Second, the instruction in rule 2029 is to "always Dance a Powerful
Dance". Although rule 2680 defines a mechanism to "raise the First
Speaker in a powerful dance around the Town Fountain", this is an
instantaneous action that occurs at a single point in time, not
something that you can continuously do. As such, even with the dubious
assumption that the rule 2680 mechanism satisfies the rule 2029
requirement (which is probably incorrect due to rule 217), the "always"
has to be read along the lines of "whenever possible" rather than
"continuously" in order to cause there to be any interaction between
the rules. And of course, repealing the mechanism for dancing doesn't
prevent players doing it whenever it's possible; it changes the number
of occasions on which it's possible, but that's it.
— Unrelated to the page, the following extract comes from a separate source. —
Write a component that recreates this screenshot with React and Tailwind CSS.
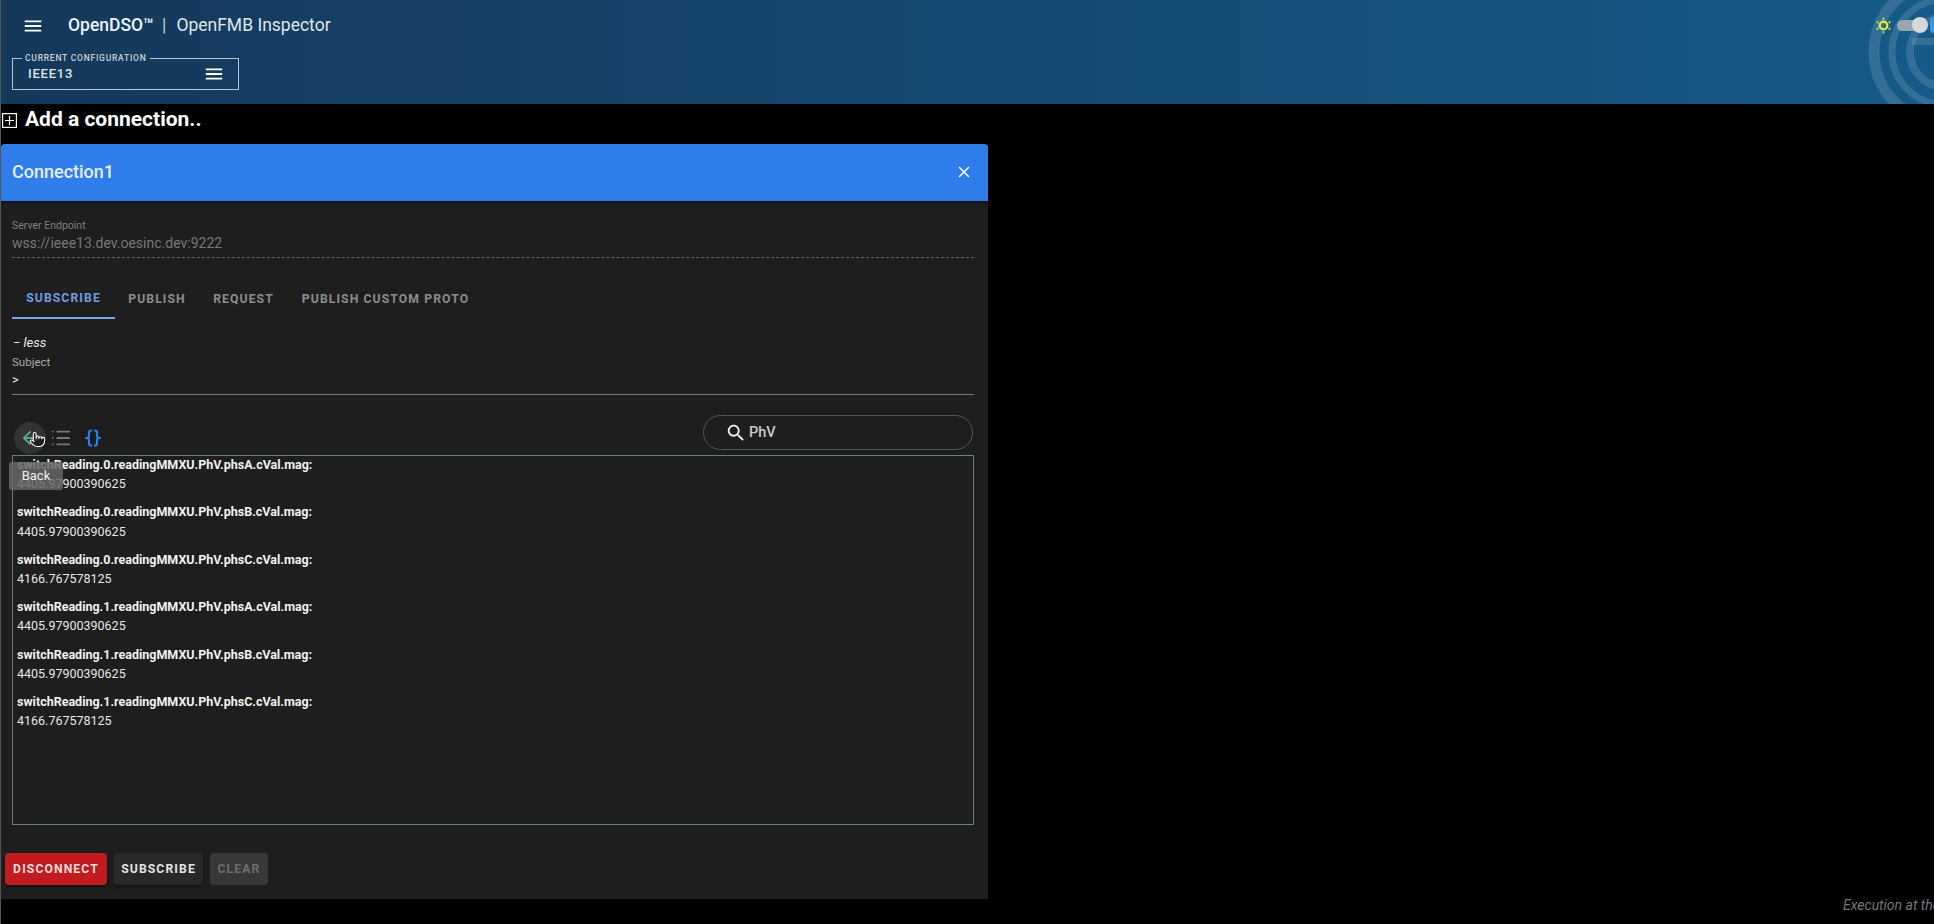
import { List, Pointer, X } from "lucide-react";

const readings = [
  ["switchReading.0.readingMMXU.PhV.phsA.cVal.mag:", "4405.97900390625"],
  ["switchReading.0.readingMMXU.PhV.phsB.cVal.mag:", "4405.97900390625"],
  ["switchReading.0.readingMMXU.PhV.phsC.cVal.mag:", "4166.767578125"],
  ["switchReading.1.readingMMXU.PhV.phsA.cVal.mag:", "4405.97900390625"],
  ["switchReading.1.readingMMXU.PhV.phsB.cVal.mag:", "4405.97900390625"],
  ["switchReading.1.readingMMXU.PhV.phsC.cVal.mag:", "4166.767578125"],
];

function MenuIcon({ className }) {
  return (
    <svg viewBox="0 0 24 24" className={className} fill="currentColor">
      <path d="M3 18h18v-2H3v2zm0-5h18v-2H3v2zm0-7v2h18V6H3z" />
    </svg>
  );
}

function SunIcon() {
  return (
    <svg viewBox="0 0 20 20" className="h-[19px] w-[19px]" fill="none">
      <circle cx="10" cy="10" r="4" stroke="#e4ef3c" strokeWidth="2.4" />
      <path d="M10 1l1.6 2.6H8.4zM10 19l-1.6-2.6h3.2zM2.2 5.5l3 .2-1.5 2.8zM17.8 5.5l-1.5 3-1.6-2.8zM2.2 14.5l1.5-3 1.6 2.8zM17.8 14.5l-3-.2 1.5-2.8z" fill="#cfe04a" />
    </svg>
  );
}

function Logo() {
  return (
    <svg viewBox="0 0 70 104" className="absolute right-0 top-0 h-[104px] w-[70px]" fill="none" stroke="#fff" strokeOpacity="0.13">
      <circle cx="81" cy="52" r="71" strokeWidth="11" />
      <circle cx="81" cy="52" r="53" strokeWidth="7" />
      <circle cx="81" cy="52" r="35" strokeWidth="8" />
      <path d="M48 41.5H70" strokeWidth="7" />
    </svg>
  );
}

export default function App() {
  return (
    <main className="flex h-screen w-full flex-col overflow-hidden border-l border-[#555] bg-black font-['Roboto',sans-serif] text-white">
      {/* Header */}
      <header className="relative h-[104px] shrink-0 bg-gradient-to-r from-[#14385a] to-[#155a88]">
        <Logo />
        <div className="flex h-[50px] items-center">
          <MenuIcon className="ml-[21px] mt-[2px] h-[22px] w-[22px]" />
          <span className="ml-[24px] text-[17.5px] font-medium text-[#eef3f6]">OpenDSO™</span>
          <span className="ml-[8px] text-[17.5px] text-[#c5d2dc]">|</span>
          <span className="ml-[10px] text-[17.5px] text-[#dfe7ed]">OpenFMB Inspector</span>
          <div className="relative ml-auto flex items-center">
            <SunIcon />
            <div className="relative ml-[4px] h-[11px] w-[30px] rounded-full bg-[#9aa7b0]">
              <span className="absolute -top-[3px] left-[15px] h-[16px] w-[16px] rounded-full bg-[#d8d8d8]" />
            </div>
            <span className="ml-[3px] h-[16px] w-[4px] rounded-l-full bg-[#2f9be8]" />
          </div>
        </div>
        <fieldset className="ml-[11px] mt-[4px] h-[36px] w-[227px] border border-[#b5c4cf] pl-[15px] pr-[13px]">
          <legend className="ml-[-6px] px-[3px] text-[8.5px] leading-[9px] font-medium tracking-[0.09em] text-[#c8d3db]">CURRENT CONFIGURATION</legend>
          <div className="flex items-center justify-between">
            <span className="text-[13px] leading-[22px] font-medium tracking-[0.06em] text-[#dfe6eb]">IEEE13</span>
            <MenuIcon className="h-[22px] w-[22px]" />
          </div>
        </fieldset>
      </header>

      {/* Add connection */}
      <div className="mb-[8px] flex h-[32px] shrink-0 items-center">
        <svg viewBox="0 0 15 15" className="ml-[1px] h-[15px] w-[15px]" fill="none" stroke="#fff" strokeWidth="1.2">
          <rect x="0.6" y="0.6" width="13.8" height="13.8" />
          <path d="M7.5 3v9M3 7.5h9" />
        </svg>
        <h2 className="ml-[8px] text-[21px] font-bold">Add a connection..</h2>
      </div>

      {/* Card */}
      <section className="flex h-[755px] w-[987px] shrink-0 flex-col rounded-t-[4px] bg-[#1e1e1e]">
        <div className="flex h-[57px] shrink-0 items-center justify-between rounded-t-[4px] bg-[#2f7dea] pb-[2px] pl-[11px] pr-[15px] shadow-[0_3px_3px_rgba(0,0,0,0.25)]">
          <span className="text-[18px] font-medium text-[#e6f0fd]">Connection1</span>
          <X className="h-[18px] w-[18px] text-[#eef4fd]" strokeWidth={2.2} />
        </div>

        <div className="flex flex-1 flex-col pl-[11px] pr-[14px]">
          {/* Endpoint */}
          <div className="mt-[18px] text-[10.5px] leading-[14px] text-[#808080]">Server Endpoint</div>
          <div className="mt-[1px] border-b border-dashed border-[#666] pb-[5px] text-[14px] leading-[18px] text-[#777]">wss://ieee13.dev.oesinc.dev:9222</div>

          {/* Tabs */}
          <div className="mt-[12px] flex h-[49px] pt-[9px] text-[12.2px] font-bold tracking-[0.09em] text-[#8c8c8c]">
            <div className="flex w-[103px] items-center justify-center border-b-2 border-[#7aa7e8] text-[#6f9be0]">SUBSCRIBE</div>
            <div className="flex w-[84px] items-center justify-center">PUBLISH</div>
            <div className="flex w-[89px] items-center justify-center">REQUEST</div>
            <div className="flex w-[195px] items-center justify-center">PUBLISH CUSTOM PROTO</div>
          </div>

          {/* Subject */}
          <div className="mt-[16px] pl-[1px] text-[13px] leading-[16px] italic text-[#eee]">− less</div>
          <div className="mt-[4px] text-[11.5px] leading-[14px] text-[#aaa]">Subject</div>
          <div className="border-b border-[#777] pb-[7px] pt-[3px] text-[13px] leading-[15px] text-[#eee]">&gt;</div>

          {/* Toolbar */}
          <div className="mt-[20px] flex h-[35px] items-center">
            <div className="mt-[10px] flex items-center">
              <div className="relative ml-[2px] flex h-[32px] w-[32px] items-center justify-center rounded-full bg-[#333]">
                <svg viewBox="0 0 24 24" className="h-[22px] w-[22px]" fill="#5aa898">
                  <path d="M20 11H7.83l5.59-5.59L12 4l-8 8 8 8 1.41-1.41L7.83 13H20v-2z" />
                </svg>
                <Pointer className="absolute left-[15px] top-[9px] h-[17px] w-[17px] fill-[#1e1e1e] text-white" strokeWidth={1.5} />
              </div>
              <List className="ml-[4px] h-[22px] w-[22px] text-[#777]" strokeWidth={2} />
              <svg viewBox="0 0 16 18" className="ml-[13px] h-[18px] w-[16px]" fill="none" stroke="#2f7dea" strokeWidth="2.2">
                <path d="M7 1.5H6a2 2 0 0 0-2 2V7a2 2 0 0 1-2.5 2A2 2 0 0 1 4 11v3.500a2 2 0 0 0 2 2h1" />
                <path d="M9 1.5h1a2 2 0 0 1 2 2V7a2 2 0 0 0 2.500 2A2 2 0 0 0 12 11v3.500a2 2 0 0 1-2 2H9" />
              </svg>
            </div>
            <div className="ml-auto mr-[1px] flex h-[35px] w-[270px] items-center rounded-full border border-[#555] pl-[21px]">
              <svg viewBox="0 0 24 24" className="h-[22px] w-[22px]" fill="#eee">
                <path d="M15.5 14h-.79l-.28-.27C15.41 12.59 16 11.11 16 9.5 16 5.91 13.09 3 9.5 3S3 5.91 3 9.5 5.91 16 9.5 16c1.61 0 3.09-.59 4.23-1.57l.27.28v.79l5 4.99L20.49 19l-4.99-5zm-6 0C7.01 14 5 11.99 5 9.5S7.01 5 9.5 5 14 7.01 14 9.5 11.99 14 9.5 14z" />
              </svg>
              <span className="ml-[2px] text-[14.5px] font-medium text-[#ccc]">PhV</span>
            </div>
          </div>

          {/* Output */}
          <div className="relative mt-[5px] h-[370px] border border-[#66807a] px-[4px]">
            <div className="-mt-[1px]">
              {readings.map(([name, value], i) => (
                <div key={i} className="mb-[9px] h-[38.4px] text-[12.5px] leading-[19.2px] text-[#e8e8e8]">
                  <div className="font-bold text-[#f2f2f2]">{name}</div>
                  <div>{value}</div>
                </div>
              ))}
            </div>
            <div className="absolute -left-[4px] top-[6px] flex h-[28px] w-[54px] items-center justify-center rounded-[3px] bg-[#666]/85 text-[13px] text-[#eee]">Back</div>
          </div>

          {/* Actions */}
          <div className="-ml-[7px] mt-[28px] flex gap-[7px] text-[12.2px] font-bold tracking-[0.09em]">
            <button className="h-[32px] w-[102px] rounded-[4px] bg-[#c11b1f] text-[#f3dcdc] shadow-[0_2px_3px_rgba(0,0,0,0.4)]">DISCONNECT</button>
            <button className="h-[32px] w-[89px] rounded-[4px] bg-[#282828] text-[#e4e4e4] shadow-[0_2px_3px_rgba(0,0,0,0.4)]">SUBSCRIBE</button>
            <button className="h-[32px] w-[58px] rounded-[4px] bg-[#383838] text-[#6e6e6e]">CLEAR</button>
          </div>
        </div>
      </section>

      {/* Footer */}
      <div className="pl-[1842px] whitespace-nowrap text-[14px] leading-[12px] italic text-[#777]">Execution at the edge</div>
    </main>
  );
}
Third, changing the rules so that a particular obligation is impossible
to comply with is not on its own a rule violation. (And even if it were
illegal to enact such a proposal, creating a proposal that would be
illegal to enact is not a rules violation, although it might cause some
problems for the Assessor if the resulting decision gained enough votes
to adopt.) There has been, in the past, at least one proposal for which
the proposer thought it might be illegal to enact (it turned out not to
be, but that was unclear at the time): see CFJ 3957. However, in that
situation, the playerbase at the time considered it sufficiently
obvious that it was not illegal to *create* the proposal that this
didn't even get CFJed on (and the caller's arguments of the CFJ stated
that the creation of the proposal was legal, with nobody contradicting
that, although of course that isn't part of the judgement).

Any of the three reasons above would be enough on its own to judge this
CFJ FALSE. As such, I judge CFJ 4031 FALSE.